_Dataset section_
============
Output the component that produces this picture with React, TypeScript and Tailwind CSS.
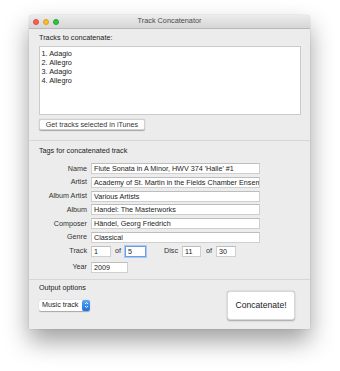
import React from "react";

const font = { fontFamily: '"Liberation Sans", Arial, sans-serif' };

function Field({ value, w, focused }: { value: string; w: string; focused?: boolean }) {
  return (
    <div
      className={`${w} h-[11px] bg-white overflow-hidden whitespace-nowrap pl-[2px] text-[7.2px] leading-[10px] text-[#222] ${
        focused
          ? "border border-[#6b9fe6] shadow-[0_0_0_1px_#a9c9f2]"
          : "border border-[#cfcfcf] border-t-[#bdbdbd]"
      }`}
    >
      {value}
    </div>
  );
}

function Row({ label, value }: { label: string; value: string }) {
  return (
    <div className="flex items-center gap-[4px]">
      <div className="w-[48px] text-right text-[7.2px] leading-[8px] text-[#333]">{label}</div>
      <Field value={value} w="w-[169px]" />
    </div>
  );
}

export default function App() {
  const tags = [
    ["Name", "Flute Sonata in A Minor, HWV 374 'Halle' #1"],
    ["Artist", "Academy of St. Martin in the Fields Chamber Ensemble"],
    ["Album Artist", "Various Artists"],
    ["Album", "Handel: The Masterworks"],
    ["Composer", "Händel, Georg Friedrich"],
    ["Genre", "Classical"],
  ];

  return (
    <div className="min-h-[371px] bg-white pt-[15px] pl-[29px]" style={font}>
      <div className="w-[281px] bg-[#ececec] rounded-t-[4px] shadow-[0_12px_24px_rgba(0,0,0,0.38),0_0_1px_rgba(0,0,0,0.4)]">
        {/* title bar */}
        <div className="relative h-[14px] rounded-t-[4px] bg-gradient-to-b from-[#ececec] to-[#d6d6d6] border-b border-[#b9b9b9] flex items-center justify-center">
          <div className="absolute left-[4px] top-[4px] flex gap-[4px]">
            <span className="w-[6px] h-[6px] rounded-full bg-[#fc5d57] border-[0.5px] border-[#de4a42]" />
            <span className="w-[6px] h-[6px] rounded-full bg-[#fdbb2e] border-[0.5px] border-[#dea024]" />
            <span className="w-[6px] h-[6px] rounded-full bg-[#2ac840] border-[0.5px] border-[#20a533]" />
          </div>
          <span className="text-[7.3px] text-[#4a4a4a]">Track Concatenator</span>
        </div>

        {/* tracks */}
        <div className="pl-[10px] pr-[9px] pt-[5px] pb-[10px] border-b border-[#d6d6d6]">
          <div className="text-[7.3px] leading-[8px] text-[#222]">Tracks to concatenate:</div>
          <div className="mt-[4px] h-[69px] bg-white border border-[#cbcbcb] pl-[1.5px] pt-[1.5px] text-[7.3px] leading-[9px] text-[#222]">
            <div>1. Adagio</div>
            <div>2. Allegro</div>
            <div>3. Adagio</div>
            <div>4. Allegro</div>
          </div>
          <button className="block mt-[4px] h-[11px] w-[106px] bg-white rounded-[2px] shadow-[0_0.5px_1px_rgba(0,0,0,0.3)] border-[0.5px] border-[#d0d0d0] text-[7.2px] leading-[10px] text-[#333]">
            Get tracks selected in iTunes
          </button>
        </div>

        {/* tags */}
        <div className="pl-[10px] pt-[6px] pb-[6px] border-b border-[#d6d6d6]">
          <div className="text-[7.2px] leading-[8px] text-[#222]">Tags for concatenated track</div>
          <div className="mt-[8px] flex flex-col gap-[2.8px]">
            {tags.map(([l, v]) => (
              <Row key={l} label={l} value={v} />
            ))}
          </div>
          <div className="mt-[3px] flex items-center">
            <div className="w-[48px] text-right text-[7.2px] leading-[8px] text-[#333]">Track</div>
            <div className="ml-[4px]">
              <Field value="1" w="w-[20px]" />
            </div>
            <span className="ml-[4px] text-[7.2px] leading-[8px] text-[#333]">of</span>
            <div className="ml-[4px]">
              <Field value="5" w="w-[21px]" focused />
            </div>
            <span className="ml-[18px] text-[7.2px] leading-[8px] text-[#333]">Disc</span>
            <div className="ml-[4px]">
              <Field value="11" w="w-[19px]" />
            </div>
            <span className="ml-[5px] text-[7.2px] leading-[8px] text-[#333]">of</span>
            <div className="ml-[4px]">
              <Field value="30" w="w-[20px]" />
            </div>
          </div>
          <div className="mt-[5px] flex items-center gap-[4px]">
            <div className="w-[48px] text-right text-[7.2px] leading-[8px] text-[#333]">Year</div>
            <Field value="2009" w="w-[37px]" />
          </div>
        </div>

        {/* output */}
        <div className="pl-[10px] pr-[15px] pt-[4px] pb-[9px] flex justify-between">
          <div>
            <div className="text-[7.2px] leading-[8px] text-[#222]">Output options</div>
            <div className="mt-[8px] h-[11px] w-[51px] bg-white rounded-[2px] shadow-[0_0.5px_1px_rgba(0,0,0,0.3)] flex items-center justify-between pl-[3px]">
              <span className="text-[7.2px] leading-[8px] text-[#222]">Music track</span>
              <span className="w-[8px] h-[11px] rounded-[2px] bg-gradient-to-b from-[#5aa6f7] to-[#1b6fe0] flex items-center justify-center">
                <svg width="5" height="8" viewBox="0 0 5 8" fill="none" stroke="white" strokeWidth="0.9">
                  <path d="M1 3 L2.5 1.5 L4 3" />
                  <path d="M1 5 L2.5 6.5 L4 5" />
                </svg>
              </span>
            </div>
          </div>
          <button className="block mt-[7px] w-[68px] h-[29px] bg-white rounded-[3px] shadow-[0_0.5px_1.5px_rgba(0,0,0,0.3)] border-[0.5px] border-[#d8d8d8] text-[8.6px] text-[#222]">
            Concatenate!
          </button>
        </div>
      </div>
    </div>
  );
}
============
_Short exercise_
Copy all lines of the listing above that contain the string "React".

_Answer for the task_
Output the component that produces this picture with React, TypeScript and Tailwind CSS.
import React from "react";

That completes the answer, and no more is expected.